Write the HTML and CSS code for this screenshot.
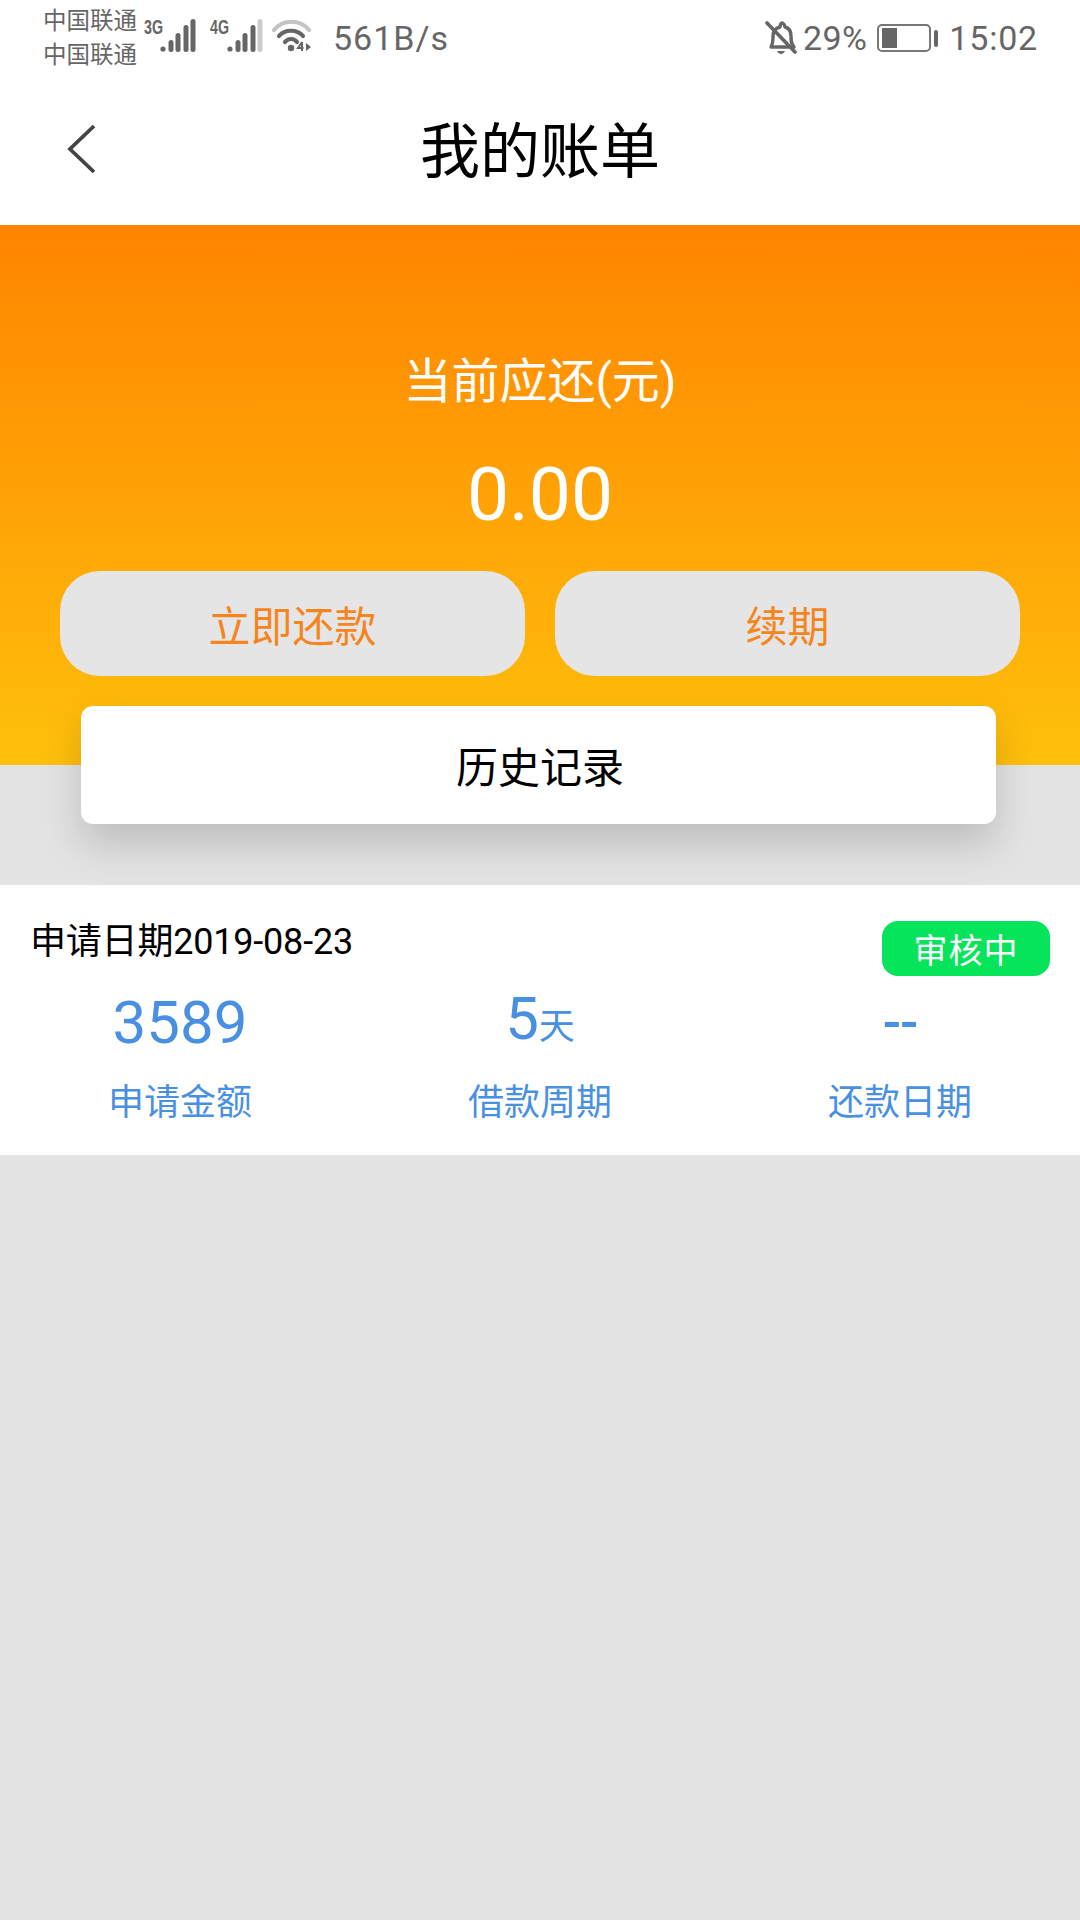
FILE: index.html
```html
<!DOCTYPE html>
<html lang="zh-CN">
<head>
<meta charset="utf-8">
<title>我的账单</title>
<link rel="stylesheet" href="styles.css">
</head>
<body>
<div class="page">
  <header class="status">
    <div class="status-left">
      <div class="carriers"><span>中国联通</span><span>中国联通</span></div>
      <svg class="sig" width="56" height="40" viewBox="0 0 56 40">
        <text class="net" x="0" y="18" textLength="19" lengthAdjust="spacingAndGlyphs">3G</text>
        <g fill="#666"><circle cx="19" cy="33" r="2.600"/><rect x="24.500" y="24" width="5" height="12" rx="2.500"/><rect x="31.500" y="17" width="5" height="19" rx="2.500"/><rect x="39.500" y="9" width="5" height="27" rx="2.500"/><rect x="46.500" y="3" width="5" height="33" rx="2.500"/></g>
      </svg>
      <svg class="sig" width="56" height="40" viewBox="0 0 56 40">
        <text class="net" x="0" y="18" textLength="19" lengthAdjust="spacingAndGlyphs">4G</text>
        <g fill="#666"><circle cx="20" cy="33" r="2.600"/><rect x="25.500" y="24" width="5" height="12" rx="2.500"/><rect x="32.500" y="17" width="5" height="19" rx="2.500"/><rect x="40.500" y="9" width="5" height="27" rx="2.500"/></g>
        <rect x="47.500" y="3" width="5" height="33" rx="2.500" fill="#ccc"/>
      </svg>
      <svg class="wifi" width="40" height="36" viewBox="0 0 40 36">
        <path d="M2 11C11 0 28 0 37 11" fill="none" stroke="#c4c4c4" stroke-width="4.200" stroke-linecap="round"/>
        <path d="M7 17C13 10 25 10 31 17" fill="none" stroke="#666" stroke-width="4.200" stroke-linecap="round"/>
        <path d="M13 23C16 19 22 19 25 23" fill="none" stroke="#666" stroke-width="4.200" stroke-linecap="round"/>
        <circle cx="19" cy="29" r="3.200" fill="#666"/>
        <path d="M30 23l-4 6h5.500M30 23v9" fill="none" stroke="#666" stroke-width="2"/>
        <path d="M34 24v8l5-4z" fill="#666"/>
      </svg>
      <span class="speed">561B/s</span>
    </div>
    <div class="status-right">
      <svg class="bell" width="32" height="36" viewBox="0 0 32 36">
        <path d="M6 27c2-3 2-6 2-11 0-5 3-8 7-9 0-2 1-4 2-4s3 2 3 4c4 1 6 4 6 9 0 5 0 8 3 11z" fill="none" stroke="#666" stroke-width="3.400" stroke-linejoin="round"/>
        <path d="M2 3l28 29" stroke="#666" stroke-width="3.600" stroke-linecap="round"/>
        <path d="M12 31c2 4 6 4 8 0z" fill="#666"/>
      </svg>
      <span class="pct">29%</span>
      <div class="battery"><div class="battery-body"><div class="battery-fill"></div></div><div class="battery-cap"></div></div>
      <span class="clock">15:02</span>
    </div>
  </header>

  <nav class="nav">
    <svg class="back" width="32" height="52" viewBox="0 0 32 52">
      <path d="M28 3L4 26l24 23" fill="none" stroke="#444" stroke-width="3.800"/>
    </svg>
    <h1 class="title">我的账单</h1>
  </nav>

  <section class="hero">
    <div class="hero-label">当前应还(元)</div>
    <div class="hero-amount">0.00</div>
    <div class="actions">
      <button class="action">立即还款</button>
      <button class="action">续期</button>
    </div>
  </section>

  <div class="history">历史记录</div>

  <article class="bill">
    <div class="bill-head">
      <span class="bill-date">申请日期2019-08-23</span>
      <span class="badge">审核中</span>
    </div>
    <div class="bill-cols">
      <div class="col">
        <div class="val">3589</div>
        <div class="lab">申请金额</div>
      </div>
      <div class="col">
        <div class="val"><span class="val-up">5</span><span class="unit">天</span></div>
        <div class="lab">借款周期</div>
      </div>
      <div class="col">
        <div class="val val-dash">--</div>
        <div class="lab">还款日期</div>
      </div>
    </div>
  </article>
</div>
</body>
</html>
```
FILE: styles.css
```css
* { box-sizing: border-box; }
html, body { margin: 0; padding: 0; }
body {
  width: 1080px;
  height: 1920px;
  overflow: hidden;
  background: #e3e3e3;
  font-family: Roboto, "Noto Sans CJK SC", sans-serif;
}
.page { display: flex; flex-direction: column; width: 1080px; height: 1920px; }

.status {
  height: 76px;
  background: #fff;
  display: flex;
  justify-content: space-between;
  align-items: center;
  padding: 0 42px 0 43px;
  color: #666;
  flex: none;
}
.status-left, .status-right { display: flex; align-items: center; }
.carriers { display: flex; flex-direction: column; font-size: 23.500px; line-height: 34px; width: 101px; margin-top: -1px; }
.sig { margin-right: 10px; margin-top: -4px; }
.net { font-family: "Liberation Sans", sans-serif; font-size: 20px; font-weight: 700; fill: #666; }
.wifi { margin-left: -4px; margin-top: -2px; }
.speed { font-size: 34px; margin-left: 21px; letter-spacing: 1px; }
.bell { margin-right: 6px; }
.pct { font-size: 34px; letter-spacing: .4px; }
.battery { display: flex; align-items: center; margin: 0 11px 0 10px; }
.battery-body { width: 54px; height: 28px; border: 2px solid #777; border-radius: 5px; padding: 2px 3px; }
.battery-fill { width: 15px; height: 100%; background: #666; }
.battery-cap { width: 4px; height: 17px; background: #666; margin-left: 3px; border-radius: 2px; }
.clock { font-size: 34px; letter-spacing: .8px; }

.nav {
  height: 149px;
  background: #fff;
  position: relative;
  display: flex;
  align-items: center;
  justify-content: center;
  padding-top: 4px;
  flex: none;
}
.back { position: absolute; left: 66px; top: 47px; }
.title { margin: 0; font-size: 60px; font-weight: 400; color: #000; line-height: 1; }

.hero {
  height: 540px;
  flex: none;
  background: linear-gradient(180deg, #ff8400 0%, #ffc00c 100%);
  padding-top: 129px;
  color: #fff;
  text-align: center;
}
.hero-label { font-size: 48px; line-height: 56px; height: 56px; }
.hero-amount { font-size: 75px; line-height: 84px; margin-top: 42px; }
.actions { display: flex; gap: 30px; padding: 0 60px; margin-top: 35px; }
.action {
  flex: 1;
  height: 105px;
  border: 0;
  border-radius: 40px;
  background: #e5e5e5;
  color: #f5861f;
  font: inherit;
  font-size: 42px;
}

.history {
  flex: none;
  width: 915px;
  height: 118px;
  margin: -59px 0 0 81px;
  padding-left: 3px;
  padding-bottom: 2px;
  background: #fff;
  border-radius: 12px;
  display: flex;
  align-items: center;
  justify-content: center;
  font-size: 42px;
  color: #000;
  box-shadow: 0 20px 40px rgba(0, 0, 0, .17);
}

.bill {
  flex: none;
  margin-top: 61px;
  height: 270px;
  background: #fff;
  padding: 0 30px;
  position: relative;
}
.bill-head { display: flex; justify-content: space-between; align-items: flex-start; }
.bill-date { font-size: 36px; line-height: 42px; color: #000; margin-top: 36px; letter-spacing: -.2px; }
.badge {
  width: 168px;
  height: 55px;
  margin-top: 36px;
  background: #05e45a;
  color: #fff;
  border-radius: 16px;
  font-size: 34px;
  display: flex;
  align-items: center;
  justify-content: center;
  letter-spacing: 1px;
}
.bill-cols { display: grid; grid-template-columns: repeat(3, 360px); margin: 12px -30px 0; }
.col { display: flex; flex-direction: column; align-items: center; color: #4a90e2; }
.val { font-size: 60px; line-height: 70px; height: 70px; display: flex; align-items: baseline; }
.val-up { margin-top: -4px; }
.val-dash { font-size: 54px; font-weight: 500; letter-spacing: -1px; }
.unit { font-size: 36px; }
.lab { font-size: 36px; line-height: 42px; margin-top: 24px; }
```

________________________

WHAT YOU SHOULD DO: Transcribe the whole listing, character for character, but not its images.

EXERCISE ANSWER:
Write the HTML and CSS code for this screenshot.
FILE: index.html
```html
<!DOCTYPE html>
<html lang="zh-CN">
<head>
<meta charset="utf-8">
<title>我的账单</title>
<link rel="stylesheet" href="styles.css">
</head>
<body>
<div class="page">
  <header class="status">
    <div class="status-left">
      <div class="carriers"><span>中国联通</span><span>中国联通</span></div>
      <svg class="sig" width="56" height="40" viewBox="0 0 56 40">
        <text class="net" x="0" y="18" textLength="19" lengthAdjust="spacingAndGlyphs">3G</text>
        <g fill="#666"><circle cx="19" cy="33" r="2.600"/><rect x="24.500" y="24" width="5" height="12" rx="2.500"/><rect x="31.500" y="17" width="5" height="19" rx="2.500"/><rect x="39.500" y="9" width="5" height="27" rx="2.500"/><rect x="46.500" y="3" width="5" height="33" rx="2.500"/></g>
      </svg>
      <svg class="sig" width="56" height="40" viewBox="0 0 56 40">
        <text class="net" x="0" y="18" textLength="19" lengthAdjust="spacingAndGlyphs">4G</text>
        <g fill="#666"><circle cx="20" cy="33" r="2.600"/><rect x="25.500" y="24" width="5" height="12" rx="2.500"/><rect x="32.500" y="17" width="5" height="19" rx="2.500"/><rect x="40.500" y="9" width="5" height="27" rx="2.500"/></g>
        <rect x="47.500" y="3" width="5" height="33" rx="2.500" fill="#ccc"/>
      </svg>
      <svg class="wifi" width="40" height="36" viewBox="0 0 40 36">
        <path d="M2 11C11 0 28 0 37 11" fill="none" stroke="#c4c4c4" stroke-width="4.200" stroke-linecap="round"/>
        <path d="M7 17C13 10 25 10 31 17" fill="none" stroke="#666" stroke-width="4.200" stroke-linecap="round"/>
        <path d="M13 23C16 19 22 19 25 23" fill="none" stroke="#666" stroke-width="4.200" stroke-linecap="round"/>
        <circle cx="19" cy="29" r="3.200" fill="#666"/>
        <path d="M30 23l-4 6h5.500M30 23v9" fill="none" stroke="#666" stroke-width="2"/>
        <path d="M34 24v8l5-4z" fill="#666"/>
      </svg>
      <span class="speed">561B/s</span>
    </div>
    <div class="status-right">
      <svg class="bell" width="32" height="36" viewBox="0 0 32 36">
        <path d="M6 27c2-3 2-6 2-11 0-5 3-8 7-9 0-2 1-4 2-4s3 2 3 4c4 1 6 4 6 9 0 5 0 8 3 11z" fill="none" stroke="#666" stroke-width="3.400" stroke-linejoin="round"/>
        <path d="M2 3l28 29" stroke="#666" stroke-width="3.600" stroke-linecap="round"/>
        <path d="M12 31c2 4 6 4 8 0z" fill="#666"/>
      </svg>
      <span class="pct">29%</span>
      <div class="battery"><div class="battery-body"><div class="battery-fill"></div></div><div class="battery-cap"></div></div>
      <span class="clock">15:02</span>
    </div>
  </header>

  <nav class="nav">
    <svg class="back" width="32" height="52" viewBox="0 0 32 52">
      <path d="M28 3L4 26l24 23" fill="none" stroke="#444" stroke-width="3.800"/>
    </svg>
    <h1 class="title">我的账单</h1>
  </nav>

  <section class="hero">
    <div class="hero-label">当前应还(元)</div>
    <div class="hero-amount">0.00</div>
    <div class="actions">
      <button class="action">立即还款</button>
      <button class="action">续期</button>
    </div>
  </section>

  <div class="history">历史记录</div>

  <article class="bill">
    <div class="bill-head">
      <span class="bill-date">申请日期2019-08-23</span>
      <span class="badge">审核中</span>
    </div>
    <div class="bill-cols">
      <div class="col">
        <div class="val">3589</div>
        <div class="lab">申请金额</div>
      </div>
      <div class="col">
        <div class="val"><span class="val-up">5</span><span class="unit">天</span></div>
        <div class="lab">借款周期</div>
      </div>
      <div class="col">
        <div class="val val-dash">--</div>
        <div class="lab">还款日期</div>
      </div>
    </div>
  </article>
</div>
</body>
</html>
```
FILE: styles.css
```css
* { box-sizing: border-box; }
html, body { margin: 0; padding: 0; }
body {
  width: 1080px;
  height: 1920px;
  overflow: hidden;
  background: #e3e3e3;
  font-family: Roboto, "Noto Sans CJK SC", sans-serif;
}
.page { display: flex; flex-direction: column; width: 1080px; height: 1920px; }

.status {
  height: 76px;
  background: #fff;
  display: flex;
  justify-content: space-between;
  align-items: center;
  padding: 0 42px 0 43px;
  color: #666;
  flex: none;
}
.status-left, .status-right { display: flex; align-items: center; }
.carriers { display: flex; flex-direction: column; font-size: 23.500px; line-height: 34px; width: 101px; margin-top: -1px; }
.sig { margin-right: 10px; margin-top: -4px; }
.net { font-family: "Liberation Sans", sans-serif; font-size: 20px; font-weight: 700; fill: #666; }
.wifi { margin-left: -4px; margin-top: -2px; }
.speed { font-size: 34px; margin-left: 21px; letter-spacing: 1px; }
.bell { margin-right: 6px; }
.pct { font-size: 34px; letter-spacing: .4px; }
.battery { display: flex; align-items: center; margin: 0 11px 0 10px; }
.battery-body { width: 54px; height: 28px; border: 2px solid #777; border-radius: 5px; padding: 2px 3px; }
.battery-fill { width: 15px; height: 100%; background: #666; }
.battery-cap { width: 4px; height: 17px; background: #666; margin-left: 3px; border-radius: 2px; }
.clock { font-size: 34px; letter-spacing: .8px; }

.nav {
  height: 149px;
  background: #fff;
  position: relative;
  display: flex;
  align-items: center;
  justify-content: center;
  padding-top: 4px;
  flex: none;
}
.back { position: absolute; left: 66px; top: 47px; }
.title { margin: 0; font-size: 60px; font-weight: 400; color: #000; line-height: 1; }

.hero {
  height: 540px;
  flex: none;
  background: linear-gradient(180deg, #ff8400 0%, #ffc00c 100%);
  padding-top: 129px;
  color: #fff;
  text-align: center;
}
.hero-label { font-size: 48px; line-height: 56px; height: 56px; }
.hero-amount { font-size: 75px; line-height: 84px; margin-top: 42px; }
.actions { display: flex; gap: 30px; padding: 0 60px; margin-top: 35px; }
.action {
  flex: 1;
  height: 105px;
  border: 0;
  border-radius: 40px;
  background: #e5e5e5;
  color: #f5861f;
  font: inherit;
  font-size: 42px;
}

.history {
  flex: none;
  width: 915px;
  height: 118px;
  margin: -59px 0 0 81px;
  padding-left: 3px;
  padding-bottom: 2px;
  background: #fff;
  border-radius: 12px;
  display: flex;
  align-items: center;
  justify-content: center;
  font-size: 42px;
  color: #000;
  box-shadow: 0 20px 40px rgba(0, 0, 0, .17);
}

.bill {
  flex: none;
  margin-top: 61px;
  height: 270px;
  background: #fff;
  padding: 0 30px;
  position: relative;
}
.bill-head { display: flex; justify-content: space-between; align-items: flex-start; }
.bill-date { font-size: 36px; line-height: 42px; color: #000; margin-top: 36px; letter-spacing: -.2px; }
.badge {
  width: 168px;
  height: 55px;
  margin-top: 36px;
  background: #05e45a;
  color: #fff;
  border-radius: 16px;
  font-size: 34px;
  display: flex;
  align-items: center;
  justify-content: center;
  letter-spacing: 1px;
}
.bill-cols { display: grid; grid-template-columns: repeat(3, 360px); margin: 12px -30px 0; }
.col { display: flex; flex-direction: column; align-items: center; color: #4a90e2; }
.val { font-size: 60px; line-height: 70px; height: 70px; display: flex; align-items: baseline; }
.val-up { margin-top: -4px; }
.val-dash { font-size: 54px; font-weight: 500; letter-spacing: -1px; }
.unit { font-size: 36px; }
.lab { font-size: 36px; line-height: 42px; margin-top: 24px; }
```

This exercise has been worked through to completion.